Agora que Rui Rio foi eleito líder do PSD (poupando-nos novas interpretações das peças para violinos de Chopin), e sendo Rio conhecido, e com mérito, pelo rigor financeiro, estou deveras curioso para saber como irá o PSD criar uma estratégia económica diferente da do PS. Nas eleições legislativas de 2019, o PSD poderá estar condenado a usar como slogan que “lava mais branco”. Isto é, usar a mesma estratégia económica, só que de forma um pouco mais vigorosa.
Poucos sabem disso, pois no meio da algazarra e do chinfrim mediático os assuntos sérios passam muitas vezes despercebidos, mas, a dívida pública, em percentagem do PIB (total da produção do país) já começou a descer em 2017. E, se não houver grandes sobressaltos macroeconómicos, continuará a descer em 2018 e em 2019. Permanece muitíssimo elevada, mas vai no bom caminho. Num artigo publicado aquando da apresentação do orçamento de Estado para 2018, a 13 de outubro, o “Jornal de Negócios” assinalava que Mário Centeno está a proceder à maior redução da dívida pública portuguesa desde os dias em que o falecido Sousa Franco era ministro das finanças, mas com uma diferença crucial: enquanto Sousa Franco pôde contar com importantes receitas provenientes das privatizações (PT; EDP, Cimpor, Brisa), Mário Centeno não pode dispor desses importantes encaixes financeiros.
Desta forma, e sem essas receitas extraordinárias, só há uma forma de reduzir a dívida pública (embora, obviamente, o crescimento económico e a inflação ajudem): com uma muito disciplinada gestão orçamental. No mesmo artigo do “Jornal de Negócios” fazia-se notar que os saldos das contas públicas, se retiráramos da equação os juros da dívida (os “saldos primários”) apresentarão em 2017 e 2018 os maiores excedentes (receitas superiores às despesas) da história da democracia portuguesa, com a exceção do ano em que Jorge Braga de Macedo foi ministro das finanças. Centeno está a usar os atuais bons tempos económicos para reduzir ou eliminar o défice do Estado, e para baixar a dívida pública. Receita de manual, que, por muitos anos, e por diversas razões, não pôde ser usada.

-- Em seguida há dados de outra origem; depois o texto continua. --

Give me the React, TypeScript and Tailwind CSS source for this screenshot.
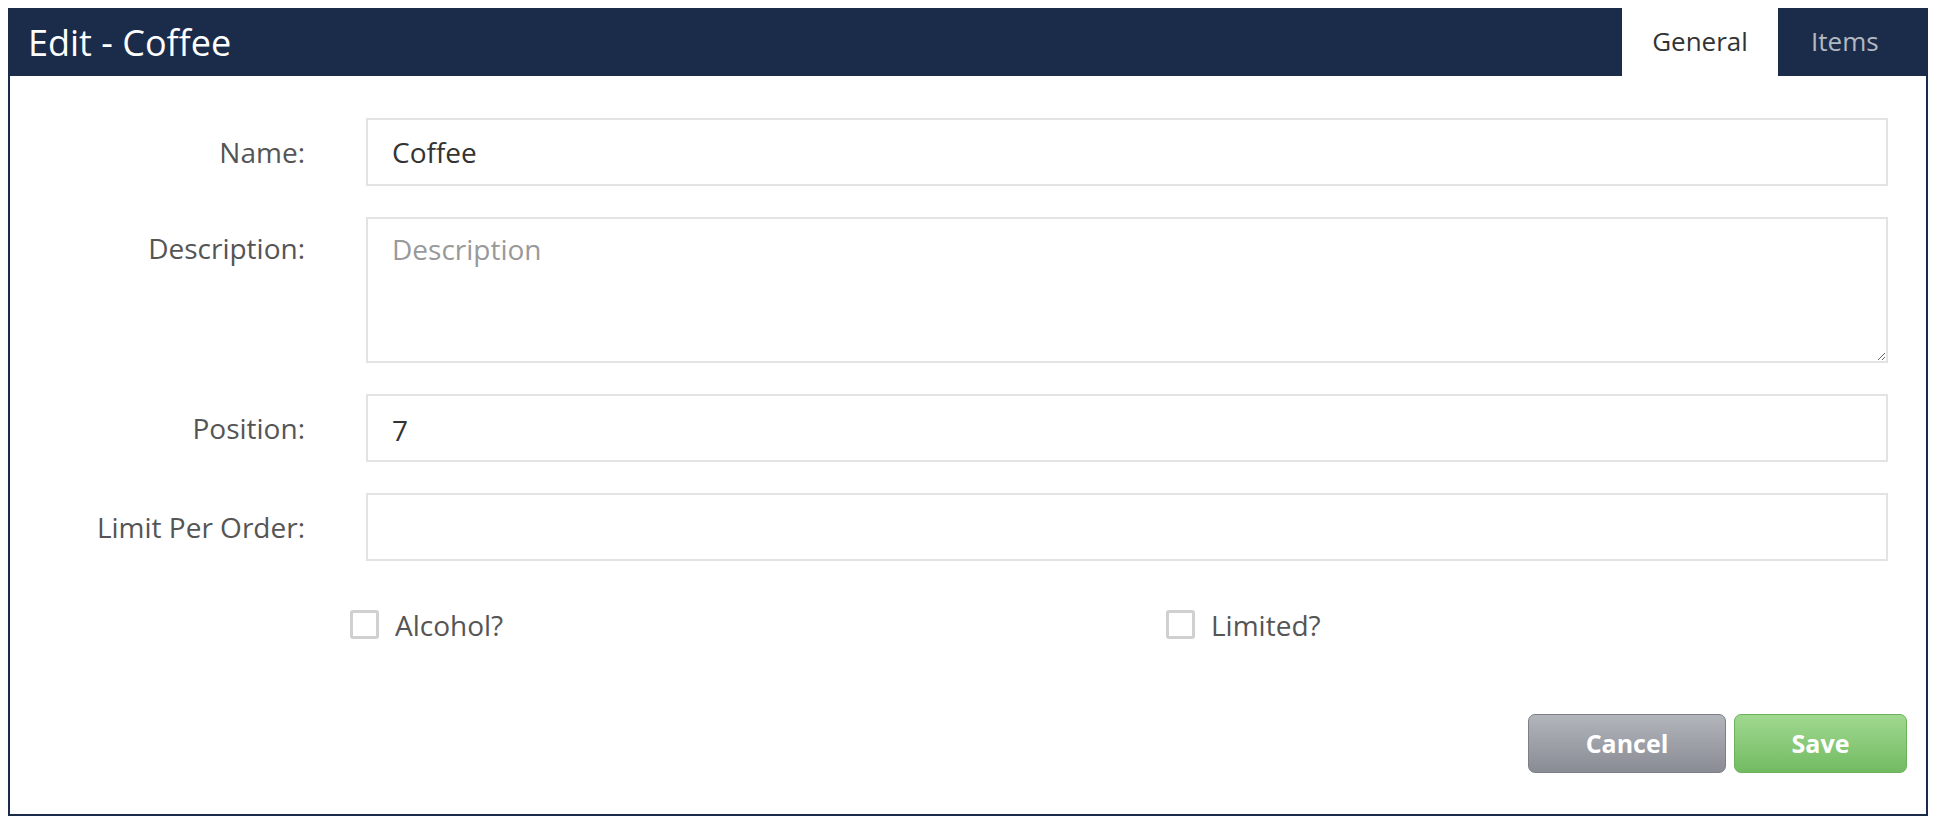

Em suma: o governo está a desapertar o cinto, mas só um bocadinho, pois Mário Centeno está bem ciente que a elevadíssima dívida pública é o maior problema económico português, e está a ataca-lo de frente. O deputado do PS João Galamba, que não tenho – talvez por falha de avaliação da minha parte – na conta de um economista ortodoxo neoliberal, já veio dizer que em 2019 dificilmente haverá condições para aumentar os salários dos funcionários públicos, provocando uma reação adversa e imediata do Bloco de Esquerda.
Prudência a gradualismo são, pois, as palavras de ordem. O que nos traz de volta a Rui Rio. O homem da prudência financeira vai tentar dizer coisas sensatas, como que será preciso reduzir ainda mais o défice do Estado, de forma a que haja margem de manobra para, quando for necessário, gastar mais dinheiro, ou baixar impostos, estimulando dessas formas a economia, preparando-nos pois antecipadamente para enfrentar os maus tempos económicos que, inevitavelmente, um dia chegarão. A este discurso de prudência, o PS deverá responder que um apertar excessivo dos gastos do Estado prejudicaria o crescimento da economia, e vão mostrar a obra feita. “O menor défice orçamental da democracia” e “o maior crescimento económico deste século” são frases que, nos próximos meses, vamos ouvir até à exaustão.
O que não quer dizer que sejam ineficazes. As pessoas gostam de andar com um pouco mais de dinheiro no bolso, e, se para além disso, souberem que as contas públicas estão perto do equilíbrio, tanto melhor. Por isso, não vaticino a Rui Rio grandes sucessos nas suas propostas de rigor orçamental acrescido. Será um inimigo mais difícil para o PS com as suas iniciativas de reforma do Estado, a mais emblemática das quais será reservar cadeiras vazias no parlamento para os votos em branco. É uma proposta original, inteligente, emblemática, e à qual será difícil ao PS opor-se com muita garra, pois os votos em branco representam uma frustração genuína: a das pessoas que não se sentem representadas por qualquer partido político, e mesmo assim se dão ao trabalho de saírem de casa para irem votar.
Com mais propostas de género, e se gerarem debate público, o estado de graça do governo de António Costa, ao fim de dois anos, terá chegado ao fim. Será porventura prematuro escrever-lhe o obituário político, mas parece-me evidente que, pela sua seriedade, originalidade, e austeridade, Rui Rio é um adversário mais difícil para o PS do que seria Santana Lopes.